Human performance A measure of human functions and actions in a specified environment (MIL-STD-46855).
Job The combination of all human performance required for operation and maintenance maintenance of one personnel position in a system, e.g., driver (MIL-STD-46855).
LED Light-emitting diode.
Mission What the system is supposed to accomplish, e.g., combat reconnaissance (MIL-STD-46855).
Mission segment A piece of the mission, e.g., takeoff, landing, and enroute.
MOPP Mission oriented protection procedure.
Natural environment Weather and terrain unaffected by humans.
OJT On-the-job training.
Operational environment The characteristics related to the condition of conflict.
Payoff matrix The value of a hit and a correct rejection; the cost of a miss and a false alarm.
PSF Performance-shaping factor.
Scenario/condition Categories of factors or constraints under which the system will be expected to operate and be maintained, e.g., day/night, all weather, all terrain operation (MIL-STD-46855).
Step The activities (perceptions, decisions, and responses) that fulfill a portion of the immediate purpose within a task. Alternatively called a subtask (Berson and Crooks, 1976).

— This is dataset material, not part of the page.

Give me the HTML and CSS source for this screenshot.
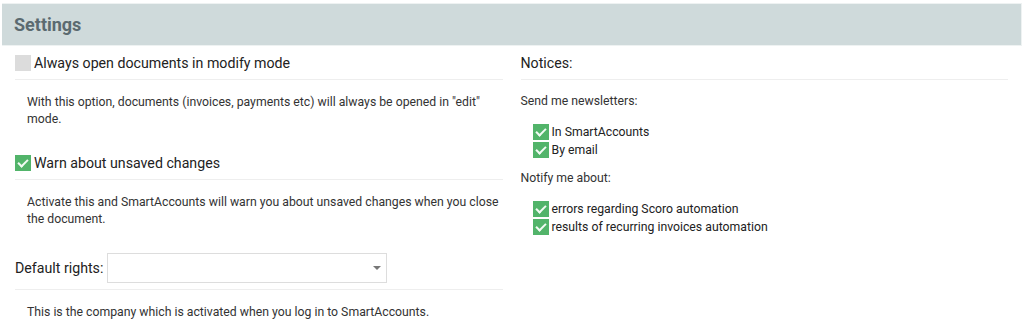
FILE: index.html
```html
<!DOCTYPE html>
<html lang="en">
<head>
  <meta charset="UTF-8">
  <title>Settings</title>
  <link rel="stylesheet" href="styles.css">
</head>
<body>

  <div class="header">
    <h1>Settings</h1>
  </div>

  <div class="columns">
    <div class="col">

      <div class="row">
        <span class="box"></span>
        <span class="title">Always open documents in modify mode</span>
      </div>
      <p class="desc">With this option, documents (invoices, payments etc) will always be opened in "edit" mode.</p>

      <div class="row">
        <span class="box checked"></span>
        <span class="title">Warn about unsaved changes</span>
      </div>
      <p class="desc">Activate this and SmartAccounts will warn you about unsaved changes when you close the document.</p>

      <div class="row select-row">
        <label class="title">Default rights:</label>
        <div class="select"><span class="arrow"></span></div>
      </div>
      <p class="desc">This is the company which is activated when you log in to SmartAccounts.</p>

    </div>

    <div class="col">
      <div class="row">
        <span class="title notices">Notices:</span>
      </div>

      <p class="label">Send me newsletters:</p>
      <ul class="checks">
        <li><span class="box checked"></span>In SmartAccounts</li>
        <li><span class="box checked"></span>By email</li>
      </ul>

      <p class="label">Notify me about:</p>
      <ul class="checks">
        <li><span class="box checked"></span>errors regarding Scoro automation</li>
        <li><span class="box checked"></span>results of recurring invoices automation</li>
      </ul>
    </div>
  </div>

</body>
</html>
```

FILE: styles.css
```css
body
{
  margin:0;
  font-family:Roboto, "Liberation Sans", sans-serif;
  color:#222;
  background-color:#fff;
}

div.header
{
  margin:3px 2px 0 2px;
  height:41px;
  background-color:#cfdadb;
  border:1px solid #eef2f2;
  border-width:1px 1px 1px 0;
  display:flex;
  align-items:center;
}

div.header h1
{
  margin:0 0 0 12px;
  font-size:18px;
  font-weight:bold;
  color:#5b6a70;
}

div.columns
{
  display:flex;
  gap:18px;
  padding:0 16px 0 15px;
}

div.col
{
  flex:1;
}

div.row
{
  display:flex;
  align-items:center;
  gap:3px;
  padding:9px 0 8px 0;
  min-height:16px;
  border-bottom:1px solid #eee;
}

div.select-row
{
  padding:7px 0 6px 0;
  gap:4px;
}

span.title, label.title
{
  font-size:14.2px;
  line-height:16px;
  color:#222;
}

span.box
{
  display:inline-block;
  width:16px;
  height:16px;
  background-color:#dcdcdc;
  flex:none;
  position:relative;
}

span.box.checked
{
  background-color:#52b46a;
}

span.box.checked::after
{
  content:"";
  position:absolute;
  left:5px;
  top:2px;
  width:4px;
  height:8px;
  border-right:2px solid #f2fbf4;
  border-bottom:2px solid #f2fbf4;
  transform:rotate(45deg);
}

p.desc
{
  margin:14px 0 18px 0;
  padding-left:12px;
  font-size:12.25px;
  line-height:17px;
  color:#333;
}

p.desc:last-child
{
  margin-bottom:0;
}

div.select
{
  width:278px;
  height:28px;
  border:1px solid #ddd;
  position:relative;
}

span.arrow
{
  position:absolute;
  right:5px;
  top:12px;
  border-left:4px solid transparent;
  border-right:4px solid transparent;
  border-top:4px solid #777;
}

p.label
{
  margin:0 0 13px 0;
  font-size:12.25px;
  line-height:17px;
  color:#333;
}

div.row + p.label
{
  margin-top:13px;
}

ul.checks
{
  list-style:none;
  margin:0 0 11px 0;
  padding-left:12px;
  font-size:12.25px;
  line-height:18px;
  color:#222;
}

ul.checks li
{
  display:flex;
  align-items:center;
  gap:3px;
}
```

Subfunction A breakout of a function. A subfunction may later be allocated to human performance, in which case it becomes a “task”. If hardware or software will perform it, it stays a subfunction.
Subtask Activities (perceptions, decisions, and responses) which fulfill a portion of the immediate purpose within a task, e.g., remove lug nuts (MIL-STD-46855).
Support Provision of required items.
Task Composite of related activities (perceptions, decisions, and responses) performed for an immediate purpose, e.g., takeoff from an airfield (Berson and Crooks, 1976).
Task element The smallest logically and reasonably definable unit of behavior required in completing a task or subtask, e.g., apply counterclockwise torque to the lug nuts with a lug wrench (MIL-STD-46855).
Workload The relative capacity to respond (Lysaght, Hill, Dick, Plamondon, Linton, Wierwille, Zaklad, Bittner, and Wherry, 1989, p. 27).